Maybe I’m alone, but to me, these things look even worse when the protagonists are female. That’s probably hideously sexist, but forgive me, I really believe that women are smarter than men. I just can’t imagine my mom making that kind of move. My daughter, maybe, but she’s only two years old. I mean, when a bunch of men get into a pointless sports argument, I usually just shake my head and think, “Well … whaddaya expect?” Unless, of course, I’m involved in the fracas, in which case, (owing to the fact that I’m always correct) I usually display a kind of incredulous indignation toward the sort of moron who would disagree with the likes of me. Like most males, I’m like this about all sports at which I consider myself an expert, including driving a car. And like most males, I thought this was one of our last bastions of superiority over women. They play all the sports like us now, but I thought we still ruled when it came to the asinine unsporting behavior department. And now they’re kicking our butt in that one, too.
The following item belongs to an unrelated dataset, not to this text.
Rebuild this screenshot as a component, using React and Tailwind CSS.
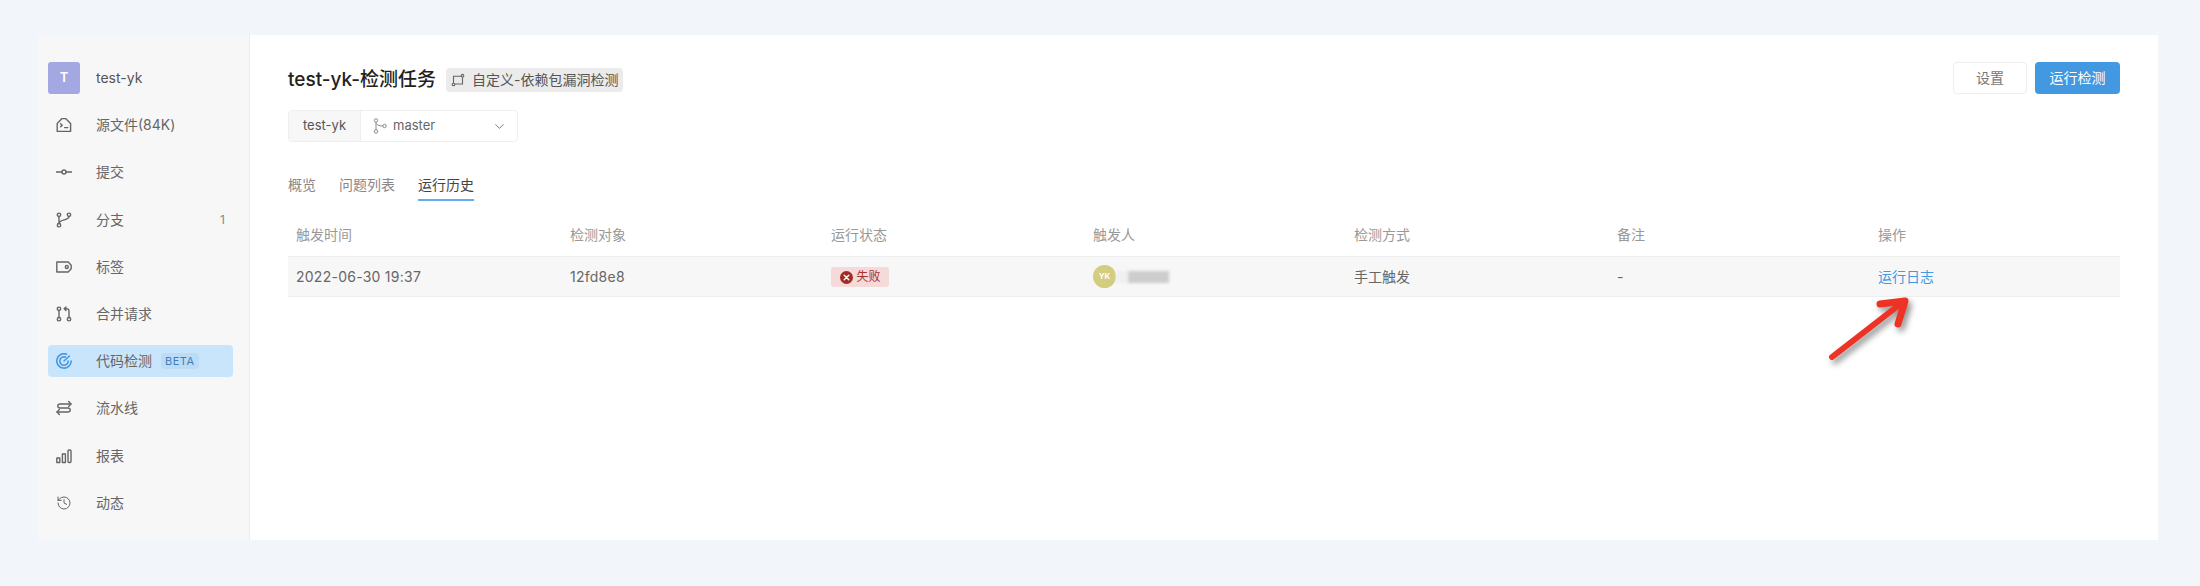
import { ChevronDown, History } from "lucide-react";

const FONT = "font-['Inter','Noto_Sans_CJK_SC',sans-serif]";

// --- sidebar icons ---
const Svg = ({ children, className = "text-[#666]" }) => (
  <svg width="16" height="16" viewBox="0 0 16 16" fill="none" stroke="currentColor" strokeWidth="1.4" strokeLinecap="round" strokeLinejoin="round" className={className}>
    {children}
  </svg>
);

const RepoIcon = () => (
  <Svg>
    <path d="M1.2 6.6 6 1.6h3.6l5 5v7.8H1.2z" />
    <path d="M4.6 6.8 6.2 8.3 4.6 9.8M8.6 10.6h3.2" />
  </Svg>
);
const CommitIcon = () => (
  <Svg>
    <circle cx="8" cy="8" r="2" />
    <path d="M0.2 8H6M10 8h5.8" />
  </Svg>
);
const BranchIcon = () => (
  <Svg>
    <circle cx="3" cy="2.8" r="1.7" />
    <circle cx="3" cy="13.2" r="1.7" />
    <circle cx="13" cy="2.8" r="1.7" />
    <path d="M3 4.5v7M13 4.5c0 4.4-9.4 2.2-10 7" />
  </Svg>
);
const TagIcon = () => (
  <Svg>
    <path d="M0.8 3h11.4l3 3.2v3.6l-3 3.2H0.8z" />
    <circle cx="10.8" cy="8" r="1.5" />
  </Svg>
);
const MergeIcon = () => (
  <Svg>
    <circle cx="3" cy="2.8" r="1.7" />
    <circle cx="3" cy="13.2" r="1.7" />
    <circle cx="13" cy="13.2" r="1.7" />
    <path d="M3 4.5v7M13 11.5V5c0-1.5-1-2.2-2.4-2.2H8.4M10 1 8.2 2.8 10 4.6" />
  </Svg>
);
const ScanIcon = () => (
  <Svg className="text-[#4299e1]">
    <path d="M10.6 1.2A7.2 7.2 0 1 0 15.2 8" strokeWidth="1.6" />
    <path d="M9.4 4.1A4.2 4.2 0 1 0 12.2 8" strokeWidth="1.6" />
    <path d="M8 8 13.4 3" strokeWidth="1.6" />
  </Svg>
);
const PipelineIcon = () => (
  <Svg>
    <path d="M15 4H4.2C1 4 1 8 4.2 8h7.6c3.2 0 3.2 4 0 4H1" />
    <path d="M12.6 1.6 15 4l-2.4 2.4M3.4 9.6 1 12l2.4 2.4" />
  </Svg>
);
const ReportIcon = () => (
  <Svg>
    <rect x="0.8" y="10" width="3" height="4.5" />
    <rect x="6.4" y="6" width="3" height="8.5" />
    <rect x="12" y="2" width="3" height="12.5" rx="1" />
  </Svg>
);
const TaskTagIcon = () => (
  <svg width="14" height="14" viewBox="0 0 14 14" fill="none" stroke="#666" strokeWidth="1.1" className="shrink-0">
    <path d="M2.5 10V3.2h8M11.5 4.5V11H4" />
    <circle cx="2.5" cy="11.5" r="1.3" />
    <circle cx="11.5" cy="2.7" r="1.3" />
  </svg>
);
const MasterIcon = () => (
  <svg width="14" height="16" viewBox="0 0 14 16" fill="none" stroke="#888" strokeWidth="1">
    <circle cx="3" cy="2.5" r="1.7" />
    <circle cx="3" cy="13.5" r="1.7" />
    <circle cx="11.5" cy="8" r="1.7" />
    <path d="M3 4.2v7.6M3.4 5.5C4.4 7.4 7 8 9.8 8" />
  </svg>
);

const navItems = [
  { label: "源文件(84K)", icon: <RepoIcon /> },
  { label: "提交", icon: <CommitIcon /> },
  { label: "分支", icon: <BranchIcon />, count: 1 },
  { label: "标签", icon: <TagIcon /> },
  { label: "合并请求", icon: <MergeIcon /> },
  { label: "代码检测", icon: <ScanIcon />, active: true, badge: "BETA" },
  { label: "流水线", icon: <PipelineIcon /> },
  { label: "报表", icon: <ReportIcon /> },
  { label: "动态", icon: <History size={16} strokeWidth={1.5} className="text-[#666]" /> },
];

const headers = ["触发时间", "检测对象", "运行状态", "触发人", "检测方式", "备注", "操作"];
const GRID = "grid grid-cols-[274px_261px_262px_261px_263px_261px_1fr] px-2";

const Sidebar = () => (
  <aside className="w-[212px] shrink-0 bg-[#f7f7f7] border-r border-[#ececec] pl-[10px] pr-[16px] pt-[27px] flex flex-col gap-[15.2px]">
    <div className="flex items-center h-8 gap-[16px]">
      <div className="w-8 h-8 rounded-[3px] bg-[#a3a8e3] text-white text-[13px] font-semibold flex items-center justify-center">T</div>
      <span className="text-sm text-[#555]">test-yk</span>
    </div>
    {navItems.map((item) => (
      <div
        key={item.label}
        className={`flex items-center h-8 pl-2 pr-2 rounded-[4px] ${item.active ? "bg-[#c9e5fc]" : ""}`}
      >
        <span className="w-[40px] shrink-0 flex items-center">{item.icon}</span>
        <span className="text-sm text-[#666]">{item.label}</span>
        {item.badge && (
          <span className="ml-[9px] h-[16px] px-[4px] rounded-[3px] bg-[#bcdcf6] text-[#3f7fb8] text-[11px] tracking-[0.5px] flex items-center">{item.badge}</span>
        )}
        {item.count && <span className="ml-auto text-xs text-[#888]">{item.count}</span>}
      </div>
    ))}
  </aside>
);

const Header = () => (
  <div className="flex items-start justify-between">
    <div>
      <div className="flex items-center h-[36px]">
        <h1 className="text-[19px] font-medium text-[#222]">test-yk-检测任务</h1>
        <span className="ml-[10px] h-[24px] pl-[5px] pr-[4px] rounded-[4px] bg-[#ebebeb] text-sm text-[#555] flex items-center gap-[7px]">
          <TaskTagIcon />
          自定义-依赖包漏洞检测
        </span>
      </div>
      <div className="mt-[12px] flex w-[230px] h-[32px] rounded-[4px] border border-[#eeeeee] text-[13px]">
        <span className="w-[72px] bg-[#f7f7f7] border-r border-[#eeeeee] text-[#555] flex items-center justify-center rounded-l-[4px]">test-yk</span>
        <span className="flex-1 flex items-center pl-[12px] pr-[10px] text-[#666] gap-[6px]">
          <MasterIcon />
          master
          <ChevronDown size={15} strokeWidth={1.4} className="ml-auto text-[#666]" />
        </span>
      </div>
    </div>
    <div className="flex gap-2">
      <button className="w-[74px] h-8 rounded-[4px] border border-[#eeeeee] bg-white text-sm text-[#777]">设置</button>
      <button className="w-[85px] h-8 rounded-[4px] bg-[#4299e1] text-sm text-white">运行检测</button>
    </div>
  </div>
);

const Tabs = () => (
  <div className="mt-[29px] flex gap-[23px] text-sm text-[#888]">
    <span className="h-[30px] pt-[4px]">概览</span>
    <span className="h-[30px] pt-[4px]">问题列表</span>
    <span className="h-[30px] pt-[4px] text-[#444] border-b-2 border-[#63aef0]">运行历史</span>
  </div>
);

const Table = () => (
  <div className="mt-[13px]">
    <div className={`${GRID} h-[42px] items-center text-sm text-[#999]`}>
      {headers.map((h) => <span key={h}>{h}</span>)}
    </div>
    <div className={`${GRID} h-[41px] items-center bg-[#f7f7f7] border-y border-[#efefef] text-sm text-[#666]`}>
      <span className="tracking-[0.25px]">2022-06-30 19:37</span>
      <span className="tracking-[0.25px]">12fd8e8</span>
      <span>
        <span className="inline-flex items-center h-5 px-[8.5px] gap-[4px] rounded-[3px] bg-[#f6d9d9] text-[#a5332b] text-xs">
          <span className="w-[13px] h-[13px] rounded-full bg-[#a12b22] text-white flex items-center justify-center">
            <svg width="7" height="7" viewBox="0 0 7 7" stroke="currentColor" strokeWidth="1.4" strokeLinecap="round"><path d="M1.2 1.2l4.6 4.6M5.8 1.2 1.2 5.8" /></svg>
          </span>
          失败
        </span>
      </span>
      <span className="flex items-center">
        <span className="w-[23px] h-[23px] rounded-full bg-[#d2cd7f] text-white text-[8px] font-bold flex items-center justify-center">YK</span>
        <span className="w-3 h-3 bg-[#f0f0f0] blur-[1px]" />
        <span className="w-[41px] h-3 bg-[#cdcdcd] blur-[1.5px]" />
      </span>
      <span>手工触发</span>
      <span>-</span>
      <span className="text-[#4299e1]">运行日志</span>
    </div>
  </div>
);

export default function App() {
  return (
    <div className={`h-[586px] bg-[#f2f6fb] pt-[35px] pb-[46px] pl-[38px] pr-[42px] ${FONT}`}>
      <div className="relative h-full flex bg-white">
        <Sidebar />
        <main className="flex-1 px-[38px] pt-[27px]">
          <Header />
          <Tabs />
          <Table />
        </main>
        {/* annotation arrow drawn over the table */}
        <svg className="absolute left-[1783px] top-[240px] drop-shadow-[3px_4px_3px_rgba(0,0,0,0.45)]" width="100" height="90" viewBox="0 0 100 90" fill="none" stroke="#ee3224" strokeLinecap="round" strokeLinejoin="round">
          <path d="M11 82 78 30" strokeWidth="6" />
          <path d="M59 29 84 26 77 49" strokeWidth="7" />
        </svg>
      </div>
    </div>
  );
}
So what if the dugouts empty, and a mass brawl erupts at home plate. Hey, it’s just a bunch of guys on creosote, or diabolic ‘roids, or whatever they call that stuff. Who cares? I don’t like it, but it doesn’t make me feel any weirder than usual. The outbreak at Brookline was a knee-jerk reaction, which ultimately didn’t bother me either, but in the latest Solheim affair, the female culprits appeared to have time to consider a plan of action. “Let me see, should we do nothing, and run the risk of looking classy, or behave like a headless chicken and give everyone a laugh?” My god, it was like a point you’d see brought up in a really bitter divorce.
Which is entertaining. Granted, it’s weird entertainment, but then so is “The Simpsons.” Now, bring on the Presidents Cup. I was beginning to think the Ryder Cup was the only one worth watching. Not that Kenny would make a mistake like this one, but he might start a fight. Kenny and Peter Thompson in the pressroom. Grumpy old pros. One thing is for sure, though; there would be no low blows with those two guys. They both know what it means to have the honor.